#### What is asked:
In the material below, the lines containing the word "this" are required; copy each of them.

#### Information shown:

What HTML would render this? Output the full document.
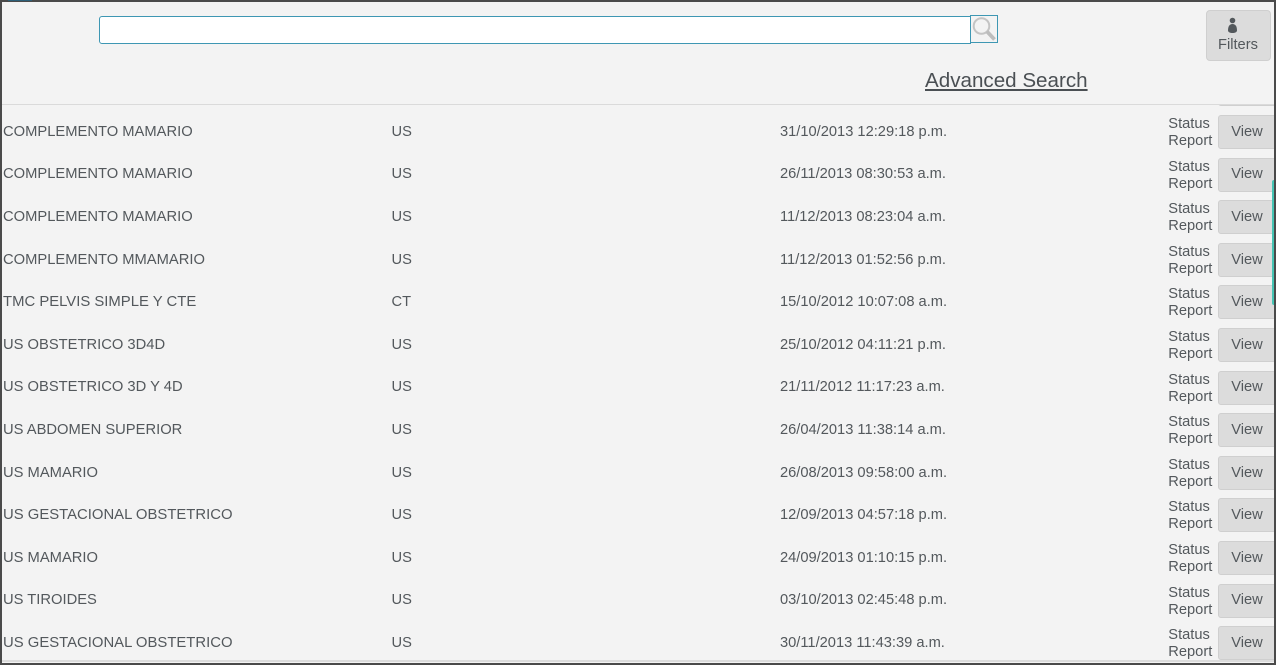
<!DOCTYPE html>
<html>
<head>
<meta charset="utf-8">
<style>
html,body{margin:0;padding:0;width:1276px;height:665px;overflow:hidden;background:#f3f3f3;font-family:"Liberation Sans",sans-serif;color:#53585c;font-size:14.67px}
.a{position:absolute;white-space:nowrap}
#list{position:absolute;left:0;top:105px;width:1274px;height:556px;overflow:hidden}
.r{position:absolute;left:0;width:1274px;height:34px}
.r span{position:absolute;white-space:nowrap;line-height:17px;top:8.8px}
.r .c1{left:3px;font-size:14.74px}.r .c2{left:391.5px}.r .c3{left:780px}
.r .c1.w{font-size:14.86px}
.r .s{left:1168.3px;top:1px;white-space:normal;width:48px}
.r b{position:absolute;font-weight:normal;left:1218px;top:0;width:60px;height:32px;background:#dcdcdc;border:1px solid #cfcfcf;border-radius:3px;text-align:center;line-height:32px;box-sizing:content-box}
.r b i{font-style:normal;position:relative;left:-2px;top:-.2px}
</style>
</head>
<body>
<div class="a" style="left:99px;top:16px;width:872px;height:28px;box-sizing:border-box;background:#fff;border:1px solid #3e97b3;border-radius:3px 0 0 3px"></div>
<div class="a" style="left:970px;top:15px;width:28px;height:28px;box-sizing:border-box;border:1px solid #3e97b3"></div>
<svg class="a" style="left:971px;top:16px" width="26" height="26" viewBox="0 0 26 26"><circle cx="10.5" cy="10" r="7.8" fill="none" stroke="#c4c4c4" stroke-width="2"/><path d="M16 15.500L23.500 23.500" stroke="#bdbdbd" stroke-width="3.800" fill="none"/></svg>
<div class="a" style="left:1206px;top:10px;width:65px;height:51px;box-sizing:border-box;background:#dcdcdc;border:1px solid #cfcfcf;border-radius:4px"></div>
<svg class="a" style="left:1226px;top:16px" width="14" height="18" viewBox="0 0 14 18"><circle cx="6.500" cy="4.500" r="2.800" fill="#53585c"/><path d="M2 14.500C2 10.500 3.500 8 6.500 8S11 10.500 11 14.500C11 16 9 17 6.500 17S2 16 2 14.500Z" fill="#53585c"/></svg>
<div class="a" style="left:1218px;top:36.500px;line-height:17px">Filters</div>
<div class="a" style="left:925px;top:68px;font-size:20.600px;line-height:26px;text-decoration:underline;color:#4a4f53">Advanced Search</div>
<div class="a" style="left:0;top:104px;width:1276px;height:1px;background:#dadada"></div>

<div id="list">
<div class="r" style="top:-32.6px"><span class="s">Status Report</span><b><i>View</i></b></div>
<div class="r" style="top:10px"><span class="c1">COMPLEMENTO MAMARIO</span><span class="c2">US</span><span class="c3">31/10/2013 12:29:18 p.m.</span><span class="s">Status Report</span><b><i>View</i></b></div>
<div class="r" style="top:52.6px"><span class="c1">COMPLEMENTO MAMARIO</span><span class="c2">US</span><span class="c3">26/11/2013 08:30:53 a.m.</span><span class="s">Status Report</span><b><i>View</i></b></div>
<div class="r" style="top:95.2px"><span class="c1">COMPLEMENTO MAMARIO</span><span class="c2">US</span><span class="c3">11/12/2013 08:23:04 a.m.</span><span class="s">Status Report</span><b><i>View</i></b></div>
<div class="r" style="top:137.8px"><span class="c1">COMPLEMENTO MMAMARIO</span><span class="c2">US</span><span class="c3">11/12/2013 01:52:56 p.m.</span><span class="s">Status Report</span><b><i>View</i></b></div>
<div class="r" style="top:180.4px"><span class="c1 w">TMC PELVIS SIMPLE Y CTE</span><span class="c2">CT</span><span class="c3">15/10/2012 10:07:08 a.m.</span><span class="s">Status Report</span><b><i>View</i></b></div>
<div class="r" style="top:223px"><span class="c1">US OBSTETRICO 3D4D</span><span class="c2">US</span><span class="c3">25/10/2012 04:11:21 p.m.</span><span class="s">Status Report</span><b><i>View</i></b></div>
<div class="r" style="top:265.6px"><span class="c1">US OBSTETRICO 3D Y 4D</span><span class="c2">US</span><span class="c3">21/11/2012 11:17:23 a.m.</span><span class="s">Status Report</span><b><i>View</i></b></div>
<div class="r" style="top:308.2px"><span class="c1">US ABDOMEN SUPERIOR</span><span class="c2">US</span><span class="c3">26/04/2013 11:38:14 a.m.</span><span class="s">Status Report</span><b><i>View</i></b></div>
<div class="r" style="top:350.8px"><span class="c1">US MAMARIO</span><span class="c2">US</span><span class="c3">26/08/2013 09:58:00 a.m.</span><span class="s">Status Report</span><b><i>View</i></b></div>
<div class="r" style="top:393.4px"><span class="c1 w">US GESTACIONAL OBSTETRICO</span><span class="c2">US</span><span class="c3">12/09/2013 04:57:18 p.m.</span><span class="s">Status Report</span><b><i>View</i></b></div>
<div class="r" style="top:436px"><span class="c1">US MAMARIO</span><span class="c2">US</span><span class="c3">24/09/2013 01:10:15 p.m.</span><span class="s">Status Report</span><b><i>View</i></b></div>
<div class="r" style="top:478.6px"><span class="c1">US TIROIDES</span><span class="c2">US</span><span class="c3">03/10/2013 02:45:48 p.m.</span><span class="s">Status Report</span><b><i>View</i></b></div>
<div class="r" style="top:521.2px"><span class="c1 w">US GESTACIONAL OBSTETRICO</span><span class="c2">US</span><span class="c3">30/11/2013 11:43:39 a.m.</span><span class="s">Status Report</span><b><i>View</i></b></div>
</div>

<div class="a" style="left:0;top:660px;width:1276px;height:2px;background:#dcdcdc"></div>
<div class="a" style="left:1272px;top:180px;width:2px;height:125px;background:#45c4b4;border-radius:2px 0 0 2px"></div>
<div class="a" style="left:0;top:0;width:1276px;height:2px;background:#4a4a4a"></div>
<div class="a" style="left:8px;top:0;width:24px;height:1px;background:#2c5f78"></div>
<div class="a" style="left:0;top:663px;width:1276px;height:2px;background:#4a4a4a"></div>
<div class="a" style="left:0;top:0;width:2px;height:665px;background:#4a4a4a"></div>
<div class="a" style="left:1274px;top:0;width:2px;height:665px;background:#4a4a4a"></div>
</body>
</html>
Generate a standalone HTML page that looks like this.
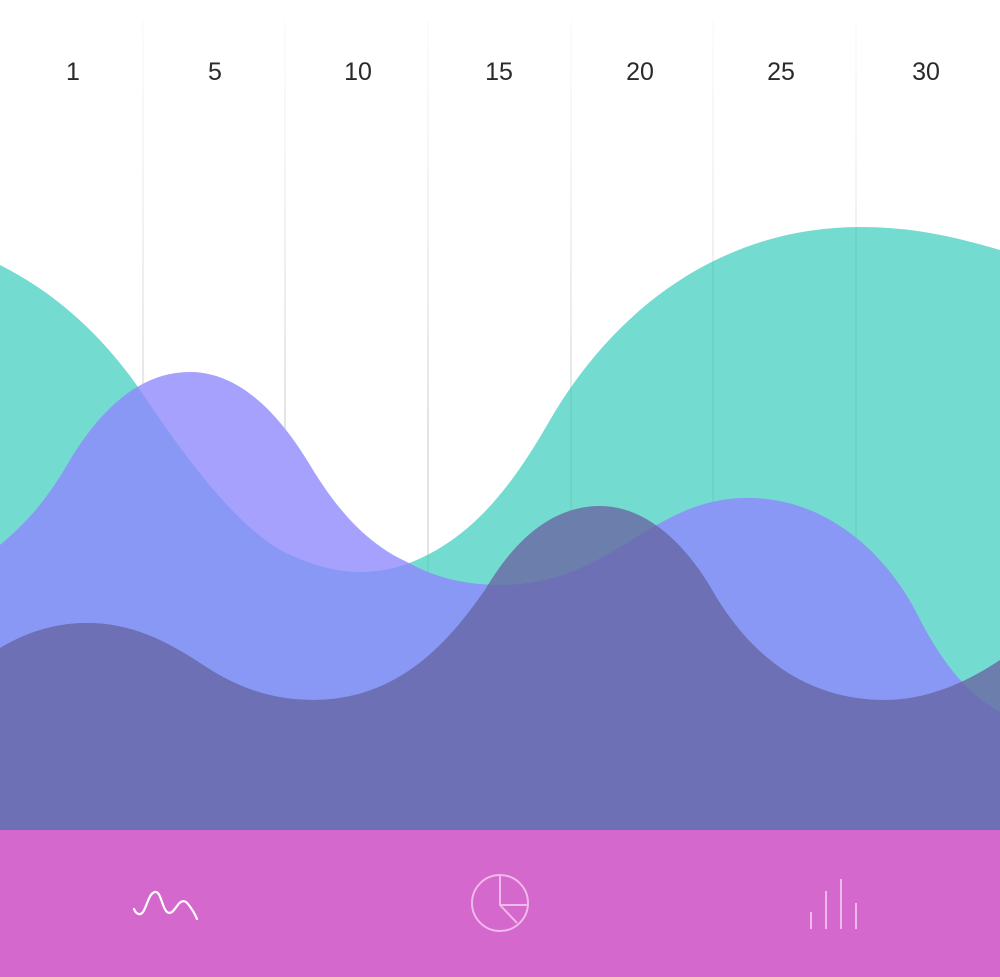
<!DOCTYPE html>
<html><head><meta charset="utf-8"><style>
html,body{margin:0;padding:0;background:#fff;}
body{width:1000px;height:977px;overflow:hidden;position:relative;font-family:"Liberation Sans",sans-serif;}
svg{position:absolute;left:0;top:0;}
.lbl{position:absolute;top:58px;font-size:25px;color:#2a2a2a;width:80px;text-align:center;margin-left:-40px;font-weight:normal;}
</style></head><body>
<svg width="1000" height="977" viewBox="0 0 1000 977">
<defs>
<linearGradient id="g" x1="0" y1="0" x2="0" y2="1">
<stop offset="0" stop-color="#eeeeee" stop-opacity="0.2"/>
<stop offset="0.5" stop-color="#e4e4e4" stop-opacity="1"/>
<stop offset="1" stop-color="#e4e4e4" stop-opacity="1"/>
</linearGradient>
<clipPath id="cT"><path d="M0,265 C60,295 105,340 138,387 C180,450 230,520 280,550 C310,565 335,572 360,572 C380,572 395,568 407,564 C470,540 510,490 550,420 C620,300 730,227 860,227 C920,227 965,240 1000,250 L1000,830 L0,830Z"/></clipPath>
<clipPath id="cL"><path d="M0,545 C30,520 50,495 70,460 C110,395 150,372 190,372 C240,372 280,415 310,465 C340,515 370,545 407,562 C430,575 460,585 500,585 C560,585 600,560 640,535 C680,510 710,498 748,498 C820,498 880,545 915,610 C935,650 960,690 1000,712 L1000,830 L0,830Z"/></clipPath>
</defs>
<g fill="url(#g)">
<rect x="142" y="20" width="2" height="810"/>
<rect x="284" y="20" width="2" height="810"/>
<rect x="427" y="20" width="2" height="810"/>
<rect x="570" y="20" width="2" height="810"/>
<rect x="712" y="20" width="2" height="810"/>
<rect x="855" y="20" width="2" height="810"/>
</g>
<path fill="#73dbcf" d="M0,265 C60,295 105,340 138,387 C180,450 230,520 280,550 C310,565 335,572 360,572 C380,572 395,568 407,564 C470,540 510,490 550,420 C620,300 730,227 860,227 C920,227 965,240 1000,250 L1000,830 L0,830Z"/>
<g fill="#000" fill-opacity="0.03" clip-path="url(#cT)">
<rect x="142" y="220" width="2" height="610"/>
<rect x="284" y="220" width="2" height="610"/>
<rect x="427" y="220" width="2" height="610"/>
<rect x="570" y="220" width="2" height="610"/>
<rect x="712" y="220" width="2" height="610"/>
<rect x="855" y="220" width="2" height="610"/>
</g>
<path fill="#a5a1fd" d="M0,545 C30,520 50,495 70,460 C110,395 150,372 190,372 C240,372 280,415 310,465 C340,515 370,545 407,562 C430,575 460,585 500,585 C560,585 600,560 640,535 C680,510 710,498 748,498 C820,498 880,545 915,610 C935,650 960,690 1000,712 L1000,830 L0,830Z"/>
<path clip-path="url(#cT)" fill="#8898f4" d="M0,545 C30,520 50,495 70,460 C110,395 150,372 190,372 C240,372 280,415 310,465 C340,515 370,545 407,562 C430,575 460,585 500,585 C560,585 600,560 640,535 C680,510 710,498 748,498 C820,498 880,545 915,610 C935,650 960,690 1000,712 L1000,830 L0,830Z"/>
<path clip-path="url(#cT)" fill="#6b7eac" d="M0,648 C30,630 60,623 87,623 C130,623 165,640 200,663 C240,690 275,700 313,700 C400,700 450,640 485,590 C520,530 560,506 600,506 C650,506 690,550 715,595 C760,670 820,700 885,700 C930,700 970,680 1000,660 L1000,830 L0,830Z"/>
<path clip-path="url(#cL)" fill="#6d70b5" d="M0,648 C30,630 60,623 87,623 C130,623 165,640 200,663 C240,690 275,700 313,700 C400,700 450,640 485,590 C520,530 560,506 600,506 C650,506 690,550 715,595 C760,670 820,700 885,700 C930,700 970,680 1000,660 L1000,830 L0,830Z"/>
<rect x="0" y="830" width="1000" height="147" fill="#d568cc"/>
<path d="M134,909 C136,914 140,916 143,912 C147,906 149,893 155,892 C161,891 162,908 167,912 C171,915 174,910 177,906 C181,900 185,900 188,904 C192,909 195,914 197,919" fill="none" stroke="#fff" stroke-width="2.2" stroke-linecap="round"/>
<g fill="none" stroke="#efb9ea" stroke-width="2">
<circle cx="500" cy="903" r="28"/>
<path d="M500,875 L500,905 L528,905 M500,905 L517,923"/>
</g>
<g stroke="#efb9ea" stroke-width="2">
<line x1="811" y1="912" x2="811" y2="929"/>
<line x1="826" y1="891" x2="826" y2="929"/>
<line x1="841" y1="879" x2="841" y2="929"/>
<line x1="856" y1="903" x2="856" y2="929"/>
</g>
</svg>
<div class="lbl" style="left:73px">1</div>
<div class="lbl" style="left:215px">5</div>
<div class="lbl" style="left:358px">10</div>
<div class="lbl" style="left:499px">15</div>
<div class="lbl" style="left:640px">20</div>
<div class="lbl" style="left:781px">25</div>
<div class="lbl" style="left:926px">30</div>
</body></html>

#### Task answer:
What HTML would render this? Output the full document.
Generate a standalone HTML page that looks like this.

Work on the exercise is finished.